Last Updated on April 18, 2022 by Krunal Shah
What is voltage unbalance?
At most basic, voltage unbalance is the condition when the voltages in all three-phases are not equal. The voltages altogether three-phases ought to have a similar amplitude and phase-shifted by 120° one another. Voltage unbalance occurs if any of these two conditions not meet.
However, voltages are seldom perfectly balanced between the phases but they should not be excessive.
What causes voltage unbalance?
Voltage unbalance can be from three different sources,
- The utility.
- The factory where motors are running.
- The motor itself.
Reasons for voltage unbalance due to the utility are:
- Lack of symmetry in a transmission line.

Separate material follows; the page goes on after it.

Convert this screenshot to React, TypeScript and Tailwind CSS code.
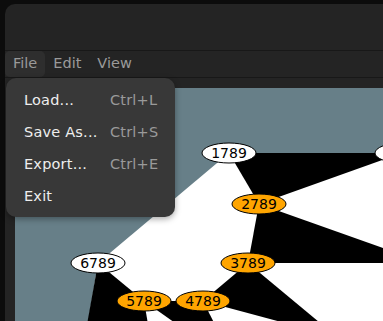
import React from "react";

type Node = { label: string; x: number; y: number; hot?: boolean };

const nodes: Node[] = [
    { label: "1789", x: 229, y: 153 },
    { label: "", x: 402, y: 153 },
    { label: "2789", x: 259, y: 204, hot: true },
    { label: "6789", x: 98, y: 263 },
    { label: "3789", x: 248, y: 263, hot: true },
    { label: "5789", x: 144, y: 301, hot: true },
    { label: "4789", x: 203, y: 301, hot: true },
];

const blackFaces = [
    "229,153 402,153 259,204",
    "259,204 248,263 425,263",
    "248,263 203,301 337,337",
    "98,263 144,301 149,330 86,330",
    "144,301 203,301 236,366",
];

const menuItems = [
    { label: "Load...", key: "Ctrl+L" },
    { label: "Save As...", key: "Ctrl+S" },
    { label: "Export...", key: "Ctrl+E" },
    { label: "Exit", key: "" },
];

function Graph() {
    return (
        <svg width={368} height={233} viewBox="15 88 368 233" className="block">
            <rect x={15} y={88} width={368} height={233} fill="#677f88" />
            <polygon points="229,153 440,153 440,340 85,340 98,263" fill="#ffffff" />
            {blackFaces.map((p, i) => (
                <polygon key={i} points={p} fill="#000000" />
            ))}
            {nodes.map((n, i) => (
                <g key={i}>
                    <ellipse
                        cx={n.x}
                        cy={n.y}
                        rx={27}
                        ry={10}
                        fill={n.hot ? "#ffa500" : "#ffffff"}
                        stroke="#000000"
                        strokeWidth={1}
                    />
                    <text
                        x={n.x}
                        y={n.y + 5}
                        textAnchor="middle"
                        fontSize={14}
                        fontFamily="'DejaVu Sans', sans-serif"
                        fill="#000000"
                    >
                        {n.label}
                    </text>
                </g>
            ))}
        </svg>
    );
}

export default function App() {
    return (
        <div className="relative w-[383px] h-[321px] overflow-hidden bg-[#0c0c0c] pt-[4px] pl-[5px] font-['DejaVu_Sans',sans-serif] text-[14.5px]">
            <div className="flex flex-col h-full bg-[#242424] rounded-tl-[10px]">
                <div className="h-[47px] shrink-0 border-b border-[#181818]" />
                <div className="flex h-[27px] shrink-0 items-stretch border-b border-[#181818] text-[#9a9a9a]">
                    <div className="flex items-center px-2 rounded-[5px] bg-[#2e2e2e]">File</div>
                    <div className="flex items-center px-2">Edit</div>
                    <div className="flex items-center px-2">View</div>
                </div>
                <div className="flex-1 pt-[10px] pl-[10px] overflow-hidden">
                    <Graph />
                </div>
            </div>

            <div className="absolute left-[6px] top-[78px] w-[169px] h-[139px] rounded-[10px] bg-[#383838] pt-[7px] shadow-[0_2px_6px_rgba(0,0,0,0.35)]">
                {menuItems.map((m) => (
                    <div key={m.label} className="flex items-center h-[32px] pl-[18px] tracking-[0.2px]">
                        <span className="w-[86px] text-[#eeeeee]">{m.label}</span>
                        <span className="text-[#9a9a9a]">{m.key}</span>
                    </div>
                ))}
            </div>
        </div>
    );
}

- Large single-phase loads (for example arc furnaces, welding machines, etc.).
- Faulty power factor correction capacitor bank.
- Open-delta transformer.
- Open-delta voltage regulator.
- Unbalance single-phase load distribution among the three phases.
Reasons of voltage unbalance due to factory or facility or plant:
- Mismatched transformer taps.
- Unbalance single-phase load distribution among the three phases within the factory.
Causes of voltage unbalance due to the motor itself are:
- Irregular impedance due to resistive and inductive imbalance can cause voltage and current unbalance.
- Improper or damaged power circuit connections and motor leads contacts.
- Rotor and stator winding.
Standards for Voltage Unbalance
Commonly three different standards have gain popularity in defining the limits of voltage unbalance. Unfortunately, all of them have variations in limiting values for voltage unbalance.
The IEC 61000-3-x series give limits for unbalance voltage by <2% for LV and MV system. For the HV system, the given limit for unbalance voltage is <1%.
American National Standard ANSI C84.1 recommends that the power system should be designed such that the maximum voltage unbalance should not exceed more than 3%.
Above all mentioned standards and their recommended limits for voltage unbalance, NEMA MG-1-2016 is very stringent. Its recommended limit for the maximum allowed voltage unbalance is 1%. This is very hard to achieve for power utilities and facilities.
Further NEMA MG-1-2016 states that 1% of voltage unbalance can create 6-10% of current unbalance.
This discrepancy brings confusion among power utilities, customers, and motor manufacturers. However, if utilities and motor manufacturers mention the standards they follow, confusion can be avoided. Customers can also make careful consideration to avoid confusion.
What are the effects of voltage unbalance?
NEMA tells that voltage unbalance creates extremely high current unbalance.
- Voltage-unbalance leads to an increase in the temperature rise of the induction motor. This results in premature aging of the motor.
- Synchronous generators can also suffer from excessive heat.
- Transformers, cables, and transmission lines operate with reduced capacity due to voltage unbalance.
- Transformers can also suffer from overheating. Overheating damages the winding and insulation of the transformer.
How to check for voltage unbalance?
It is easy to check for the voltage balance. There are two different approaches to check voltage unbalance.
- First is the manual one. What you have to do is, just measure all three-phase voltages at the motor terminal. Note down it. Take out the average of all measured line-line voltages. The following formula can help you further.
% Voltage Unbalance = (Maximum deviation from average voltage / Average Value) X 100
2. You can use Fluke’s MDA 500 series motor drive analyzers. This will give you real-time data of voltage unbalance.
Consider the standard that your facility follows and check whether the unbalance crossed its allowed limit mentioned in that particular standard.
Also see, How to calculate Voltage Unbalance?
How to eliminate the voltage unbalance?
If you have detected voltage unbalance next is to eliminate it.
- Check the motor terminals for any loose connections or damage to cable lugs.
- Check the power circuit connections of the motor inside the panel.
- If everything is fine with motors then rearrange or redistribute single-phase loads evenly on a three-phase system especially the lighting loads. I have faced a voltage unbalance problem at the construction site due to metal halide lamps. We haven’t distributed lighting loads evenly. After the equal distribution of lights on each phase the problem of voltage unbalance got resolved.
- Check for faulty power factor capacitor bank.
- If still the problem persists then switch off and isolate the load from PCC. This you can only do during shutdown maintenance. Check for the unbalance voltage at the PCC incomer. Doing this will let you know whether the problem is with the transformer or voltage regulator (if you are using it). If it is there, rectify it.
The cost of voltage unbalance is very high if you calculate the energy loss. It is like a leaky faucet; small drips can waste liters of water. Similarly, the problem of voltage unbalance drains your money. It must get rectified.